S.C. Gov. Nikki Haley was personally challenged to submit an “executive plan” to reform her troubled welfare agency within the next two weeks.

Haley’s troubled Department of Social Services (SCDSS) was blistered by state lawmakers at a hearing in Columbia, S.C. this week – with intense scrutiny devoted to the number of case workers the agency assigns to child welfare cases (and the experience of those workers).

Haley’s interim SCDSS director Amber Gillum was repeatedly unable – or unwilling – to answer the most basic questions about her agency’s reform efforts in the wake of the June resignation of Haley’s political appointee, Lillian Koller.
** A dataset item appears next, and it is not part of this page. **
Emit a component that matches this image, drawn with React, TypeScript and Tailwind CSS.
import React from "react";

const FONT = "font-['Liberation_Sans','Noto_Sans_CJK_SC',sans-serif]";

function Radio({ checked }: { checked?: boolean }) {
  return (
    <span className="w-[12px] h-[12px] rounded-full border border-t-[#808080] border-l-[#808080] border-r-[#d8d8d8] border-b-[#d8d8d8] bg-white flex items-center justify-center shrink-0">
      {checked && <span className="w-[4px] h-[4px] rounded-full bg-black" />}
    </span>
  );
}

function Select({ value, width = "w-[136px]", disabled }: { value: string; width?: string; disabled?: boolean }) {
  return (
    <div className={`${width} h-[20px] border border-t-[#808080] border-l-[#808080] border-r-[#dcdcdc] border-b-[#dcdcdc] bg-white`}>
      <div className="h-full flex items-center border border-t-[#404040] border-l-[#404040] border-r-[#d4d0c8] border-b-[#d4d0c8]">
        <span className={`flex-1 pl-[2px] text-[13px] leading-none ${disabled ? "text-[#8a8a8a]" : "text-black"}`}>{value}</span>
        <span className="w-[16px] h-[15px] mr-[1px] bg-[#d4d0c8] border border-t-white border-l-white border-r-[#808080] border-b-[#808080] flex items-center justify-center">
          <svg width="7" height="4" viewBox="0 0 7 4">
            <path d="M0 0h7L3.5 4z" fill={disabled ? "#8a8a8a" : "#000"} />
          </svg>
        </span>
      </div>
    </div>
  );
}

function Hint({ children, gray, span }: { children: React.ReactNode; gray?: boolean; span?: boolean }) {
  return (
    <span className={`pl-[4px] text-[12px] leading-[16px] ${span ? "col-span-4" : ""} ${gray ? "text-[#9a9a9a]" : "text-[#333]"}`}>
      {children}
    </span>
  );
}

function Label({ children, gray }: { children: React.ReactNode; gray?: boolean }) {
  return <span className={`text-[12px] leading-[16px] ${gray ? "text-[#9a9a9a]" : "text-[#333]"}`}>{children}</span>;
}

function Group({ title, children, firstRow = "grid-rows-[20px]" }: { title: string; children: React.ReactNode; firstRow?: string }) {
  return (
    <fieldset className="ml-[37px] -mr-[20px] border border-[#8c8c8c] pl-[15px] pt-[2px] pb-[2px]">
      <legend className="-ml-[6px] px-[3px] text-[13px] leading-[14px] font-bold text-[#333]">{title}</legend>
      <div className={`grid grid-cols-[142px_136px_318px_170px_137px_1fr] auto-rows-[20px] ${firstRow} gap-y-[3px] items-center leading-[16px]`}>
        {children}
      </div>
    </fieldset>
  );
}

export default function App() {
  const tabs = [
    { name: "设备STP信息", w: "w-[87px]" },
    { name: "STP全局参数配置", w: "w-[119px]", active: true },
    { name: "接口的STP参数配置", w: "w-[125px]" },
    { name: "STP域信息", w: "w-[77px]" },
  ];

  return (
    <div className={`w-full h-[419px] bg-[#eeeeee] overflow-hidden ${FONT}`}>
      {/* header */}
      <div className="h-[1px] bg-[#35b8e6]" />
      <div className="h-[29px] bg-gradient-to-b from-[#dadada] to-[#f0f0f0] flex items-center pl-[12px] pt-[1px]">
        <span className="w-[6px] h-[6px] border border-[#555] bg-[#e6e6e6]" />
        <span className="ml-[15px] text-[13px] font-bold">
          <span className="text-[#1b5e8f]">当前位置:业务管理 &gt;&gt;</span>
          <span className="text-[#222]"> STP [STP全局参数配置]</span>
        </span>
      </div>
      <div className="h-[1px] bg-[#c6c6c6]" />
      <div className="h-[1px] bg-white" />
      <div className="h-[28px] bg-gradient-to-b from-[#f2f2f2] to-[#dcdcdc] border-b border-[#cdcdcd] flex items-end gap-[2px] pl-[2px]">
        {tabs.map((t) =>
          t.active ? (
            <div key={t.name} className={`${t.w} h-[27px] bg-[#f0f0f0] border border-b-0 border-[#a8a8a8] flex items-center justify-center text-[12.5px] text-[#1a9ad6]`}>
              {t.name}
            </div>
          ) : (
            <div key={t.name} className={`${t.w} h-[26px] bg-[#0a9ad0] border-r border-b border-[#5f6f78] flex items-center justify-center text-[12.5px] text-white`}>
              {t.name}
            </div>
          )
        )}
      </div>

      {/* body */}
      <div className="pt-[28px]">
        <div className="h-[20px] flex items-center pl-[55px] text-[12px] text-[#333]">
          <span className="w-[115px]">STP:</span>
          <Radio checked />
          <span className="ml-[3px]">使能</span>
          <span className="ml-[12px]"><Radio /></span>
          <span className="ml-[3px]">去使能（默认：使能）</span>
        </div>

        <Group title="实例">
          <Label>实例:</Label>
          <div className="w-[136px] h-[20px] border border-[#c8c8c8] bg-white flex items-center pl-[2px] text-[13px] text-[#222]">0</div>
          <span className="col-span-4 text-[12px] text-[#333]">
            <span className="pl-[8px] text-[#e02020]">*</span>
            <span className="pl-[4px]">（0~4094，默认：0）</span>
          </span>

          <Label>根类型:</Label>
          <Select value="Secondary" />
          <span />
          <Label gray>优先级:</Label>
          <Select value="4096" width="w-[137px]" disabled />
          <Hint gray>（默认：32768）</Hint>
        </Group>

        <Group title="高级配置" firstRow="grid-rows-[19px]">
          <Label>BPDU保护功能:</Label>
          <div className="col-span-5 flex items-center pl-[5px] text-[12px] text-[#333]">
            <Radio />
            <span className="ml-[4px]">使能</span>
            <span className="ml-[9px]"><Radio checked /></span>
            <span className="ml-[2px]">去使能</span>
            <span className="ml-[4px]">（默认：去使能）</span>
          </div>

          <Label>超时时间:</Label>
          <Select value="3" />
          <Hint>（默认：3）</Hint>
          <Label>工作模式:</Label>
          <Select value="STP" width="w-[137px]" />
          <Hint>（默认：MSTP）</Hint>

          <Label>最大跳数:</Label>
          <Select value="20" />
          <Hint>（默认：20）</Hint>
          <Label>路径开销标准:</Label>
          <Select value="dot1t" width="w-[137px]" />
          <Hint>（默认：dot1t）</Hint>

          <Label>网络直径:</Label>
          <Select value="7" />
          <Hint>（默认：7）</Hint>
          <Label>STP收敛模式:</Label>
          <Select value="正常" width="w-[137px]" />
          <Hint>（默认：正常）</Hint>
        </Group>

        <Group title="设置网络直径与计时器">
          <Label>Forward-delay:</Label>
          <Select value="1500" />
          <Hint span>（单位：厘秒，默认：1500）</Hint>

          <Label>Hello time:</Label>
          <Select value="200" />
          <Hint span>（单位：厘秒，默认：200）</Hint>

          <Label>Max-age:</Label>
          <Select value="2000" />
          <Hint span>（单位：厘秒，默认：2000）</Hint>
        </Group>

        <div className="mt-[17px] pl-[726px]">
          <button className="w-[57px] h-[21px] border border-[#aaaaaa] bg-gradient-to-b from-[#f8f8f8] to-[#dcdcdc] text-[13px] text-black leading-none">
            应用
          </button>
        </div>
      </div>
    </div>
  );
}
Specifically, Gillum declined to say whether SCDSS had carry-forward money available to begin hiring case workers in its child welfare division, one of many areas where the bloated bureaucracy has been dropping the ball.
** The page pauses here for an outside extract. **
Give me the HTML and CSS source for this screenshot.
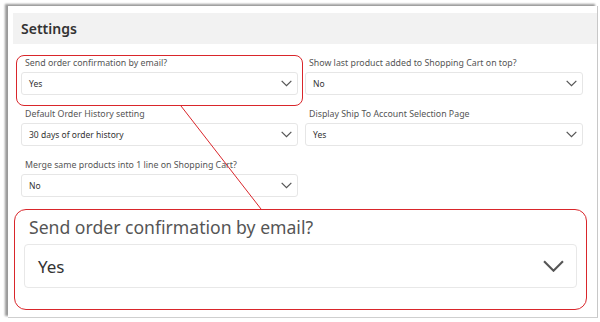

SCDSS’ budget has been in flux in recent years thanks to a decision by lawmakers to take more than $1 billion in food stamp funds offline.  Food stamps, incidentally, are another area of ongoing concern at SCDSS.

So … how much money does the agency have?



Two-and-a-half months ago, SCDSS received $658 million as it share of the state’s FY 2014-15 budget.  That’s an increase of $3 million from the previous year.  In FY 2012-13 the agency received $2.1 billion – although that figure included at least $1.3 billion in food stamp funding.

The agency has submitted a request to hire 109 new child welfare case workers in the FY 2015-16 budget at an undetermined cost – although the job postings for those positions would not be filled until September 2015 at the earliest.  Additionally, most case workers take at least nine months to properly train, the agency says.

In other words these new workers wouldn’t be on the job for nearly two years …

SCDSS has experienced high turnover over the last few years – as documented in this exclusive memo obtained by FITS.  Currently there are forty-one open positions at the agency, although it’s not immediately clear how many of these posts are for child welfare case workers.

Democratic lawmakers – led by S.C. Sen. Joel Lourie – are pressing the agency to request an emergency bailout from the S.C. Budget and Control Board (SCBCB).

Naturally, we reject the contention that problems at this agency can be solved by throwing more money at them … if that were the case, South Carolina would be the envy of the nation instead of, well … what it is.  We also reject the suggestion that additional government regulation of the child care industry is what’s needed to solve this problem.

In our opinion, a $658 million annual budget should provide SCDSS with more than enough money to handle the core government function of protecting the well-being of abused or neglected children.

Anyway, FITS spoke with several of the lawmakers conducting the hearings into this agency and hope to have more specific information on the agency’s funding situation in the weeks to come.